Task instructions ▸
Locate all lines in the data below that hold "styles" and show them.

— begin Records to use —

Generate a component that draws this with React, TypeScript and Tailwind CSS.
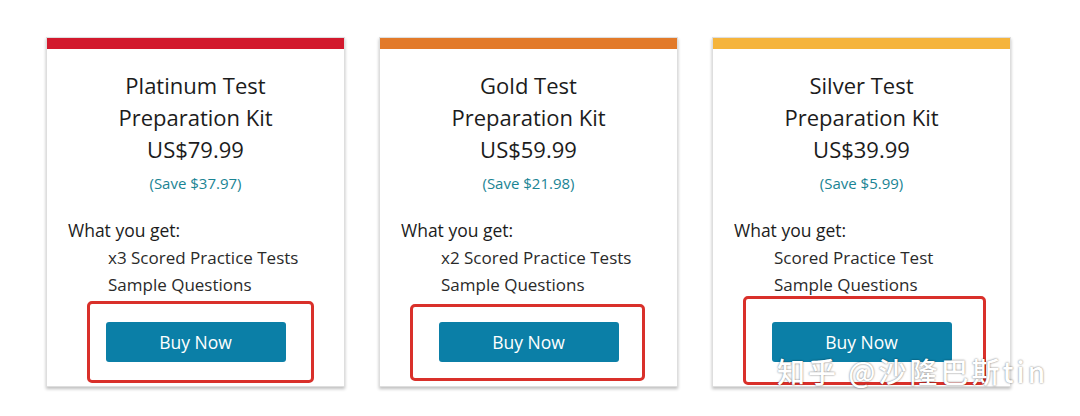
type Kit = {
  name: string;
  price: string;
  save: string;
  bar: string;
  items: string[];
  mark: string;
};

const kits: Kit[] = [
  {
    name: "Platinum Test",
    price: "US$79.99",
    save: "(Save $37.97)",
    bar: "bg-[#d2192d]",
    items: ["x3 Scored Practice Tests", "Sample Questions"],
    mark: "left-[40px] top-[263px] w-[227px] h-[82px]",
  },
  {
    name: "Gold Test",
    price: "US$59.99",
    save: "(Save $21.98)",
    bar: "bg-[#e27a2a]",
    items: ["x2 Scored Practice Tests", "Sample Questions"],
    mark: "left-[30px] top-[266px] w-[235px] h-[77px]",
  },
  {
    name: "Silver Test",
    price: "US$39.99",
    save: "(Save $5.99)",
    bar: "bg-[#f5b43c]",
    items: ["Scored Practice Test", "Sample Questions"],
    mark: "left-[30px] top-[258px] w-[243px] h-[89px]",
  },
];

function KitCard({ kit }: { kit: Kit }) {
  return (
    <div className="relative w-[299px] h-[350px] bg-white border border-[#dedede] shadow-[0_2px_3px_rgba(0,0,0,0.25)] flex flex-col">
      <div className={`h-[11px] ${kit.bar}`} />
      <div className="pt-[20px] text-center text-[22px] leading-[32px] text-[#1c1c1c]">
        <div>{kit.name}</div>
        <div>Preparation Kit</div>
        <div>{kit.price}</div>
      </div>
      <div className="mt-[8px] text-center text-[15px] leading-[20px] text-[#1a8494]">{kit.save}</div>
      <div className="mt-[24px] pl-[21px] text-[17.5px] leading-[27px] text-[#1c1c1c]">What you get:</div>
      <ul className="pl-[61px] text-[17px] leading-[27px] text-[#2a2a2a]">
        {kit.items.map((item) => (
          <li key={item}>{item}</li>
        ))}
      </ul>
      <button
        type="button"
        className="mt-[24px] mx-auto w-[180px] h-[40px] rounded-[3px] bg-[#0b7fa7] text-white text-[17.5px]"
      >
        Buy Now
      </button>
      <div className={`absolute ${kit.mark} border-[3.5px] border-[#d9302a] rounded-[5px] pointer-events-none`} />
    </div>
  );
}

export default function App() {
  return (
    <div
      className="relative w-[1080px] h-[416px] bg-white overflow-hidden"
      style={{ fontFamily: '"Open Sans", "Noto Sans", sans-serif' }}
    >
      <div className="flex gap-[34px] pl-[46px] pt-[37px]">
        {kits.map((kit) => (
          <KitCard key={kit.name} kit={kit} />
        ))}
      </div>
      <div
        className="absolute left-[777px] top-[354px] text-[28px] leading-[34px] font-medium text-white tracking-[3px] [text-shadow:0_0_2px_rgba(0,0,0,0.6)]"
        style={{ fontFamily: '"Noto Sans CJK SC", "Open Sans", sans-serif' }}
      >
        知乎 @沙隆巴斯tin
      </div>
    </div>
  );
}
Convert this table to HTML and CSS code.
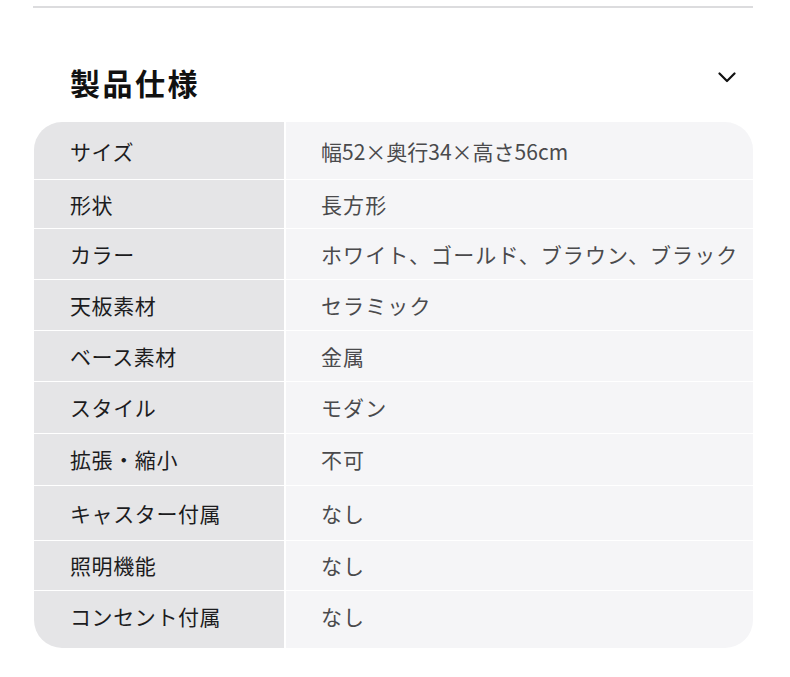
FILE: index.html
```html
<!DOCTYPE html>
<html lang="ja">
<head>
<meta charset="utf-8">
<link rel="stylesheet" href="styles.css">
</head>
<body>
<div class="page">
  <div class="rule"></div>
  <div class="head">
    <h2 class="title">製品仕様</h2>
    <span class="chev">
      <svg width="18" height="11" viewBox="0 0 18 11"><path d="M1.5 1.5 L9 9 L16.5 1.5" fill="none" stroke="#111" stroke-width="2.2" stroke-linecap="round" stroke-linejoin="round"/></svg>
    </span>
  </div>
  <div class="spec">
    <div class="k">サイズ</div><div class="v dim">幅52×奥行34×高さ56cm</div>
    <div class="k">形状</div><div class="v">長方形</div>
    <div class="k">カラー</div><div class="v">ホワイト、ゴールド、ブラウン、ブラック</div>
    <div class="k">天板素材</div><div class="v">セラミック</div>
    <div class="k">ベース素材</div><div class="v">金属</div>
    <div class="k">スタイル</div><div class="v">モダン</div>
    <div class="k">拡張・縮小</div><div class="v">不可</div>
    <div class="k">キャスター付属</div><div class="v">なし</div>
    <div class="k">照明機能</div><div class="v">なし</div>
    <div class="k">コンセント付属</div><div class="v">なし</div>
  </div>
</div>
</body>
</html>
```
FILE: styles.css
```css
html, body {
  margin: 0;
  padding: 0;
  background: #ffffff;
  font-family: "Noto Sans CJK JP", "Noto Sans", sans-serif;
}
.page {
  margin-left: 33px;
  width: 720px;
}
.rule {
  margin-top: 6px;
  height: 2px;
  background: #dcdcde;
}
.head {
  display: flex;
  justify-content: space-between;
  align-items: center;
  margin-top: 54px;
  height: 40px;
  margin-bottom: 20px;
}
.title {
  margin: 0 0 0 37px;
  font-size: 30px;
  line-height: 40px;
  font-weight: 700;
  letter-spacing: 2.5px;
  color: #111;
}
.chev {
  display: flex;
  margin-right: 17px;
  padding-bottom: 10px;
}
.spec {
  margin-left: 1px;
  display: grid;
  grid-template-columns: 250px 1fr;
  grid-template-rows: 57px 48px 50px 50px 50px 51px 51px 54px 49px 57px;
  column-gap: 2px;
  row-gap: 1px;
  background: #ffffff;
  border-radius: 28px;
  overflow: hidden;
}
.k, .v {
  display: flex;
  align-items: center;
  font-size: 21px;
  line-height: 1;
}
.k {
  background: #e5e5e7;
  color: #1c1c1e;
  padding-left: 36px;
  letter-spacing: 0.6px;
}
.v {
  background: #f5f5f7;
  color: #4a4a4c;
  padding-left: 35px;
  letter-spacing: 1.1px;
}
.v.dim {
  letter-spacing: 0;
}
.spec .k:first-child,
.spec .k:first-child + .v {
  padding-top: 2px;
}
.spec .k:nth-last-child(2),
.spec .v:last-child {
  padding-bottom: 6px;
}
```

— end Records to use —
— begin Records to use —

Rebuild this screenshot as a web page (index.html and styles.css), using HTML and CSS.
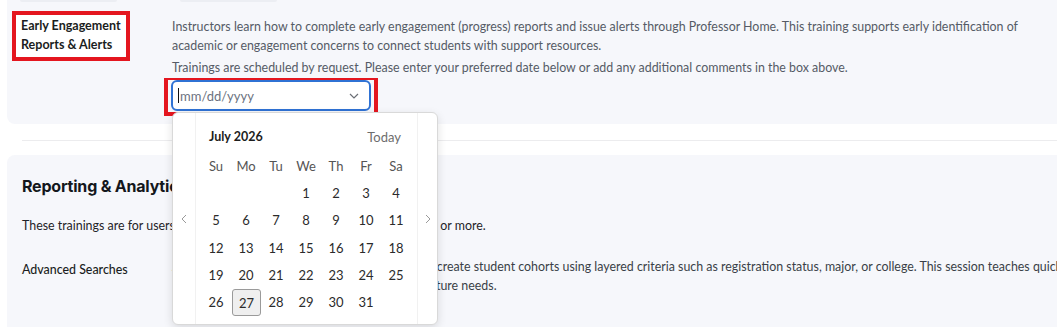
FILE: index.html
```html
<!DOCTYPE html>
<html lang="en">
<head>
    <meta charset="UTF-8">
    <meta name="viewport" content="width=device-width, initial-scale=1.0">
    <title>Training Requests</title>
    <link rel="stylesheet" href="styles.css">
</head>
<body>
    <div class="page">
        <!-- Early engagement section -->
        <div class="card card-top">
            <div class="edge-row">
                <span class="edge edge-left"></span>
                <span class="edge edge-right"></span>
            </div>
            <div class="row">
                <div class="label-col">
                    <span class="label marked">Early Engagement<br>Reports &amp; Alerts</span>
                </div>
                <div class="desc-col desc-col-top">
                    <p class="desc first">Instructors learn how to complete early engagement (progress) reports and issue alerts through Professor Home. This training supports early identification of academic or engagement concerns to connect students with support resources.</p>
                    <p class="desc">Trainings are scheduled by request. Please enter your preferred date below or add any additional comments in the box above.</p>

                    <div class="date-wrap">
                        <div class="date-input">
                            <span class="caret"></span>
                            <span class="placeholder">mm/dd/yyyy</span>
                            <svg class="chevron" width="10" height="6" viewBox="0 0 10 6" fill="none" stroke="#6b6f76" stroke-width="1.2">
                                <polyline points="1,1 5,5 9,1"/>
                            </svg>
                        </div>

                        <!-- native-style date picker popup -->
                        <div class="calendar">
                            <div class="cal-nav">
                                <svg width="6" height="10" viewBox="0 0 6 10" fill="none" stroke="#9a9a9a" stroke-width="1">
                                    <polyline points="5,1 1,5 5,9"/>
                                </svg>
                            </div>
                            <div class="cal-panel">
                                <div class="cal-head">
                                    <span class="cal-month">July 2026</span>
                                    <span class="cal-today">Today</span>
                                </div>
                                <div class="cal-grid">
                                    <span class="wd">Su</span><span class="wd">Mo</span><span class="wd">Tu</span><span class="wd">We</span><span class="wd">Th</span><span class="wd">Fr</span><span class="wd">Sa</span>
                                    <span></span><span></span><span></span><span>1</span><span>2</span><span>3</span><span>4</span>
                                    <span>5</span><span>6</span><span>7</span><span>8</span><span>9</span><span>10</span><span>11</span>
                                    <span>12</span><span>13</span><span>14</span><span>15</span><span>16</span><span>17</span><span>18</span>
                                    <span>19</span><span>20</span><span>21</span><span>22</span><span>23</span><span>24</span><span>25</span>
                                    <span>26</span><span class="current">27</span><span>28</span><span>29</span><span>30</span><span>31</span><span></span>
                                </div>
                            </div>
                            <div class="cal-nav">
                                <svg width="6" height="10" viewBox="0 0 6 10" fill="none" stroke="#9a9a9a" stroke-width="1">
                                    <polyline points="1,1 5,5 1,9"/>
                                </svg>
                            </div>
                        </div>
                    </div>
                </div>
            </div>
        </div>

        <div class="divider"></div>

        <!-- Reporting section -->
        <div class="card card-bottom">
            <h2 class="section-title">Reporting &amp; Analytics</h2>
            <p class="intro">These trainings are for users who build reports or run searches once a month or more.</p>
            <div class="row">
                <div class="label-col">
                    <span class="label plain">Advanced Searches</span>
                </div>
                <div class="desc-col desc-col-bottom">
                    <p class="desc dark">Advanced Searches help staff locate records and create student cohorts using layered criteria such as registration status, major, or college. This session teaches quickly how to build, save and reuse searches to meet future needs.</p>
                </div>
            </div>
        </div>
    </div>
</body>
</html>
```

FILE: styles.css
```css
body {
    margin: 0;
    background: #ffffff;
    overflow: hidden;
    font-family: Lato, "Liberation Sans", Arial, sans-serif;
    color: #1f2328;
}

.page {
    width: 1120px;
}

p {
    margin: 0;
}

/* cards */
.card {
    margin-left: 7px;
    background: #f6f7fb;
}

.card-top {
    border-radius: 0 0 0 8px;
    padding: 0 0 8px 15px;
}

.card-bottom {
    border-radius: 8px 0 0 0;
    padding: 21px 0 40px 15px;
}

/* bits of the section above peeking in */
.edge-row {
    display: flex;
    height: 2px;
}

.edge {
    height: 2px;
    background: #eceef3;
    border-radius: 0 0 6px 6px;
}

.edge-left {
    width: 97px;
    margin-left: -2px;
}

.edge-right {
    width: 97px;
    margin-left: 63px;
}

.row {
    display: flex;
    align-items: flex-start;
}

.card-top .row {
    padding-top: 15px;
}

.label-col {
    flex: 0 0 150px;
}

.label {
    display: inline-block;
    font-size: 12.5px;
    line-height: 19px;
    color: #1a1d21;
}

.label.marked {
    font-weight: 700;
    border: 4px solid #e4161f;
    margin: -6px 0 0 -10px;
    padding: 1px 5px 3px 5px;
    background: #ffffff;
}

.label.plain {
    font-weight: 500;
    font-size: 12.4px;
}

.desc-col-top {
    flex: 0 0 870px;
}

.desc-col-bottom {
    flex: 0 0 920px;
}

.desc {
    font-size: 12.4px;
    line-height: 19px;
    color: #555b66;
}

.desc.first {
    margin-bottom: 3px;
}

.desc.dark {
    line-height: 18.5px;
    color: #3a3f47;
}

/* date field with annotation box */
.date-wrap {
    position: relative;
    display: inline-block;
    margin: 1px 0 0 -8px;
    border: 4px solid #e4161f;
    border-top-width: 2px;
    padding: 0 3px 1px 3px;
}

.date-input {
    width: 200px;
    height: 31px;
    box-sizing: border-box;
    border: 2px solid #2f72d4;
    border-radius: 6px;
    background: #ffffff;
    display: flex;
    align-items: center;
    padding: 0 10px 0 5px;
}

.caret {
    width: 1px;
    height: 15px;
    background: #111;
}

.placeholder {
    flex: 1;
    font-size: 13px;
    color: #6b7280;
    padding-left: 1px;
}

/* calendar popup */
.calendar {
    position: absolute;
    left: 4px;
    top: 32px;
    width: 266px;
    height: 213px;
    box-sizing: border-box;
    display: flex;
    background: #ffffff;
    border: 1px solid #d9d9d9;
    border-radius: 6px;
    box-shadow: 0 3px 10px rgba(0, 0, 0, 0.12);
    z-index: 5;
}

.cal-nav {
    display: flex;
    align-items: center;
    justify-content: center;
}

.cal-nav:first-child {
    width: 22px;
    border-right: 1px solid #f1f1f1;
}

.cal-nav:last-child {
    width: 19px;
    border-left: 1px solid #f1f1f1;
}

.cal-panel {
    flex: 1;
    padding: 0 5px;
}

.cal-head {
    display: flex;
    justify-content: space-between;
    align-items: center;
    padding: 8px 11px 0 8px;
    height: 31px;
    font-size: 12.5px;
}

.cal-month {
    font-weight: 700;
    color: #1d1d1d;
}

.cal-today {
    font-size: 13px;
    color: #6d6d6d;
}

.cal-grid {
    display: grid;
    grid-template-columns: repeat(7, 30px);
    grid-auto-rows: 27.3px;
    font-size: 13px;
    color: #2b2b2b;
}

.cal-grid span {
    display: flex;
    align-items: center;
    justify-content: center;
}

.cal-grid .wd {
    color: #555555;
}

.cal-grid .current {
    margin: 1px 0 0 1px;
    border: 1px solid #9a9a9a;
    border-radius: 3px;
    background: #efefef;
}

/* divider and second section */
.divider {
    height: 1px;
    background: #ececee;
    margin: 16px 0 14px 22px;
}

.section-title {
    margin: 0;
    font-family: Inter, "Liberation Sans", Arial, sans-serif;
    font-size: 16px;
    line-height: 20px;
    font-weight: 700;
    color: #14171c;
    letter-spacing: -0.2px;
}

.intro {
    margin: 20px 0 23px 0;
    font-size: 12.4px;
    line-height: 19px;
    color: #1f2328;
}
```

— end Records to use —

Response to this task ▸
<link rel="stylesheet" href="styles.css">
FILE: styles.css
Rebuild this screenshot as a web page (index.html and styles.css), using HTML and CSS.
    <link rel="stylesheet" href="styles.css">
FILE: styles.css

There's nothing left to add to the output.